This evening, though exhausted and with a pounding headache from the altitude, I forced myself out to get a bite to eat at the Islam Restaurant around the corner from my guesthouse. It is my second time and only locals seem to come here, which is what I like about it. I can sit by the window looking out at the people and activities in front of what is
I have ordered Muslim tea and some noodles. The former is a strange concoction of tea leaves, large sugar cubes, dates and some other unfamiliar fruit that I do not recognize. So far it only tastes of hot sugary water.

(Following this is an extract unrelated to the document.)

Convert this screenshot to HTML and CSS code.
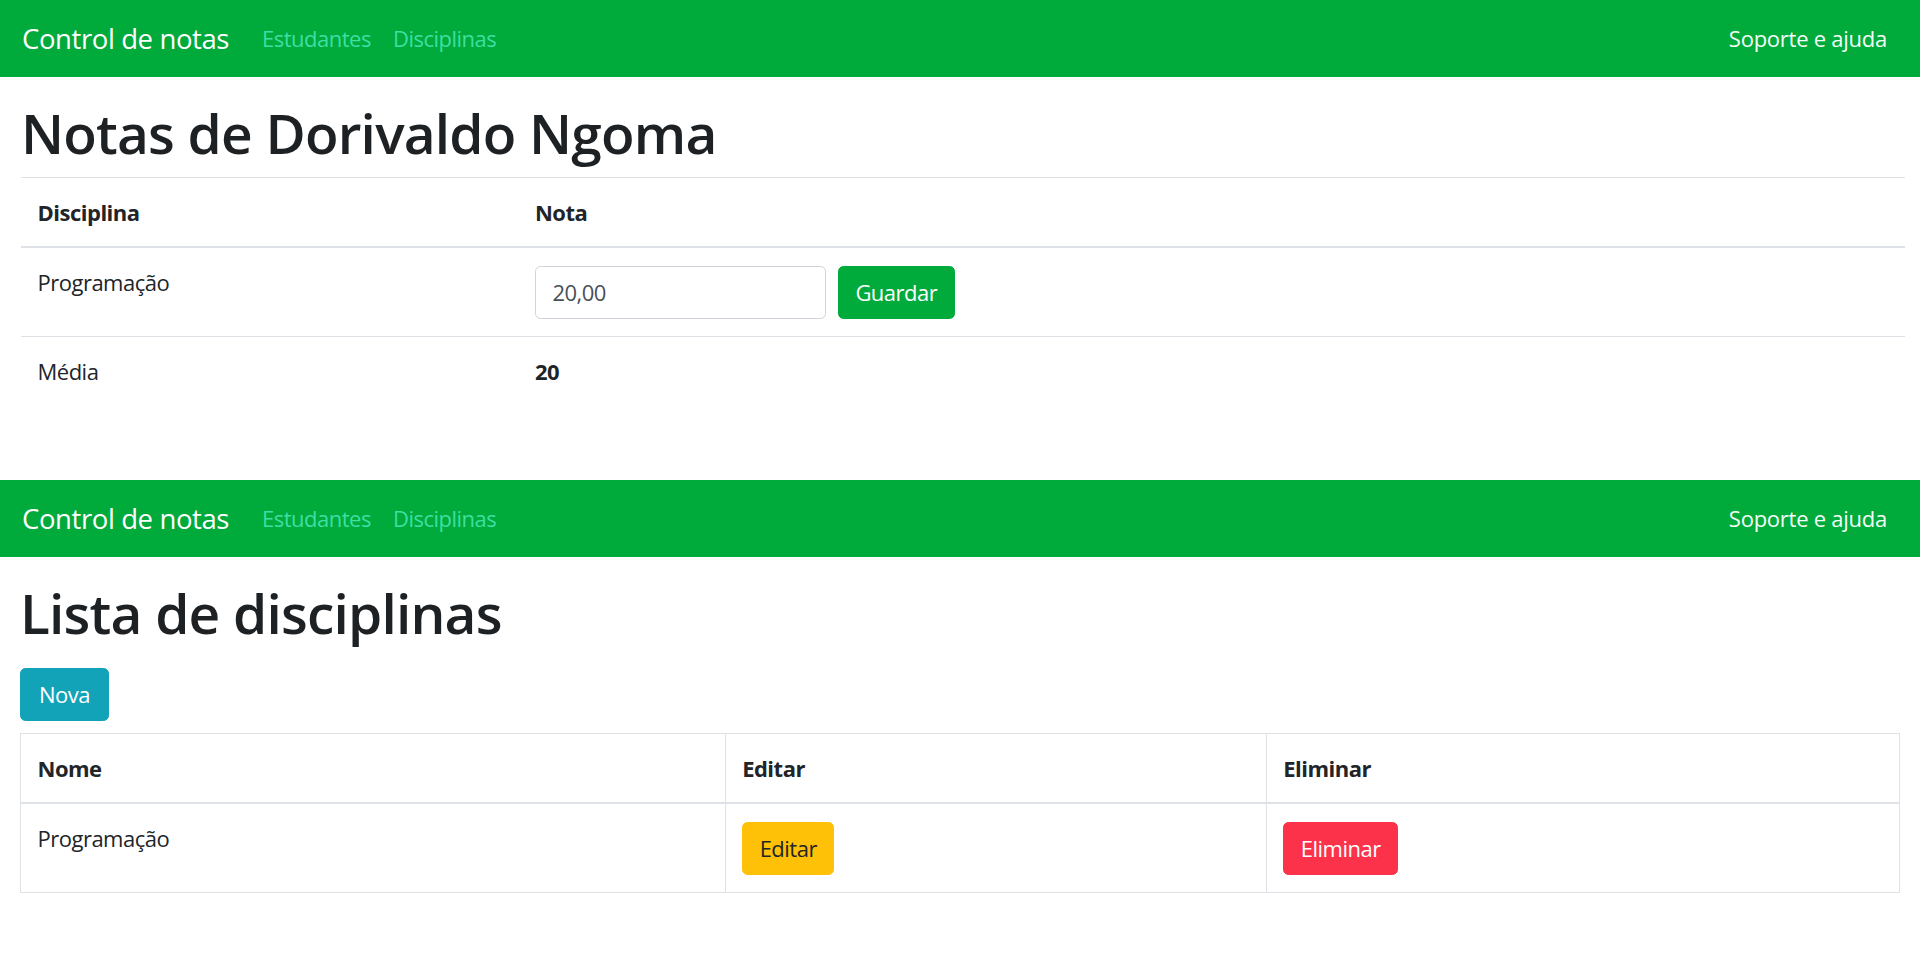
FILE: index.html
```html
<!DOCTYPE html>
<html lang="pt">
<head>
<meta charset="utf-8">
<title>Control de notas</title>
<link rel="stylesheet" href="styles.css">
</head>
<body>
<section class="screen screen-top">
  <nav class="navbar">
    <a class="brand" href="#">Control de notas</a>
    <ul class="nav-links">
      <li><a href="#">Estudantes</a></li>
      <li><a href="#">Disciplinas</a></li>
    </ul>
    <a class="nav-help" href="#">Soporte e ajuda</a>
  </nav>
  <main class="content content-top">
    <h1 class="title">Notas de Dorivaldo Ngoma</h1>
    <table class="table table-notes">
      <thead>
        <tr><th class="col-disc">Disciplina</th><th>Nota</th></tr>
      </thead>
      <tbody>
        <tr>
          <td>Programação</td>
          <td>
            <form class="grade-form">
              <input class="input" type="text" value="20,00">
              <button type="button" class="btn btn-success">Guardar</button>
            </form>
          </td>
        </tr>
        <tr>
          <td>Média</td>
          <td><strong>20</strong></td>
        </tr>
      </tbody>
    </table>
  </main>
</section>
<section class="screen screen-bottom">
  <nav class="navbar">
    <a class="brand" href="#">Control de notas</a>
    <ul class="nav-links">
      <li><a href="#">Estudantes</a></li>
      <li><a href="#">Disciplinas</a></li>
    </ul>
    <a class="nav-help" href="#">Soporte e ajuda</a>
  </nav>
  <main class="content content-bottom">
    <h1 class="title">Lista de disciplinas</h1>
    <div class="toolbar">
      <button type="button" class="btn btn-info">Nova</button>
    </div>
    <table class="table table-bordered">
      <thead>
        <tr><th class="col-name">Nome</th><th class="col-edit">Editar</th><th>Eliminar</th></tr>
      </thead>
      <tbody>
        <tr>
          <td>Programação</td>
          <td><button type="button" class="btn btn-warning">Editar</button></td>
          <td><button type="button" class="btn btn-danger">Eliminar</button></td>
        </tr>
      </tbody>
    </table>
  </main>
</section>
</body>
</html>
```
FILE: styles.css
```css
* { box-sizing: border-box; }

html, body {
  margin: 0;
  padding: 0;
  background: #ffffff;
}

body {
  font-family: "Open Sans", "Noto Sans", "Liberation Sans", sans-serif;
  font-size: 22px;
  line-height: 33px;
  letter-spacing: -0.5px;
  color: #212529;
}

.screen {
  height: 480px;
  overflow: hidden;
}

/* navbar */
.navbar {
  height: 77px;
  background: #00aa3b;
  display: flex;
  align-items: center;
  padding: 0 22px;
}

.brand {
  font-size: 27.5px;
  line-height: 41px;
  letter-spacing: -0.4px;
  color: #ffffff;
  text-decoration: none;
  margin-right: 22px;
}

.nav-links {
  display: flex;
  list-style: none;
  margin: 0;
  padding: 0;
  flex: 1;
}

.nav-links a,
.nav-help {
  display: block;
  padding: 0 11px;
  color: #3ddfa2;
  text-decoration: none;
  font-size: 22px;
}

.nav-help {
  color: #f4fff8;
  letter-spacing: -0.25px;
}

/* content */
.content {
  padding-top: 23px;
}

.content-top {
  padding-left: 21px;
  padding-right: 15px;
}

.content-bottom {
  padding-left: 20px;
  padding-right: 20px;
}

.title {
  font-size: 55px;
  line-height: 66px;
  font-weight: 600;
  letter-spacing: -0.8px;
  margin: 0 0 11px;
  color: #1d2124;
}

.toolbar {
  padding: 11px 0 12px;
}

/* tables */
.table {
  width: 100%;
  border-collapse: collapse;
}

.table th,
.table td {
  text-align: left;
  vertical-align: top;
  padding: 17.5px 16.5px;
  border-top: 1.4px solid #dee2e6;
}

.table th {
  font-weight: 700;
}

.table thead th {
  border-bottom: 2.8px solid #dee2e6;
  vertical-align: bottom;
}

.col-disc { width: 26.4%; }
.col-name { width: 37.5%; }
.col-edit { width: 28.8%; }

.table-bordered,
.table-bordered th,
.table-bordered td {
  border: 1.4px solid #dee2e6;
}

.table-bordered thead th {
  border-bottom-width: 2.8px;
}

/* form */
.grade-form {
  display: flex;
  align-items: center;
  gap: 12px;
  margin: 0;
}

.input {
  width: 291px;
  height: 53px;
  padding: 5px 16.5px;
  font: inherit;
  letter-spacing: -0.5px;
  color: #495057;
  border: 1.4px solid #ced4da;
  border-radius: 5.5px;
  background: #fff;
}

/* buttons */
.btn {
  display: inline-block;
  height: 53px;
  padding: 0 16.5px;
  font: inherit;
  letter-spacing: -0.5px;
  line-height: 51px;
  border: 1.4px solid transparent;
  border-radius: 5.5px;
  cursor: pointer;
}

.btn-info { padding: 0 18px; }

.btn-success { background: #00aa3b; border-color: #00aa3b; color: #fff; }
.btn-info    { background: #13a3b9; border-color: #13a3b9; color: #fff; }
.btn-warning { background: #ffc107; border-color: #ffc107; color: #212529; }
.btn-danger  { background: #fb3249; border-color: #fb3249; color: #fff; }
```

A monk sits down in front of me. Although he does not look me in the eyes when he smiles, it is nice to have some company. He starts chanting. Actually it is more like a humming sound. I like it. Ha! There we go, I caught his eye. He smiles as he gets served his steaming hot soup. I wonder if I should attempt to talk to him, but something tells me that monks do not talk when they eat here. Food should be eaten in silence. Outside the mosque, women are selling vegetables while the men hang around chatting. My newfound friend, the monk, receives a second bowl of steaming hot soup, identical to the first that he just started. He slurps. They do that a lot around here. The young waiter keeps filling up my teacup with water so it is constantly overflowing. It is starting to acquire an interesting taste. Though awfully sweet I quite like it. The monk spots some white girls outside our window. He looks at me and laughs and points outside. The girls look back curiously and then move on and disappear.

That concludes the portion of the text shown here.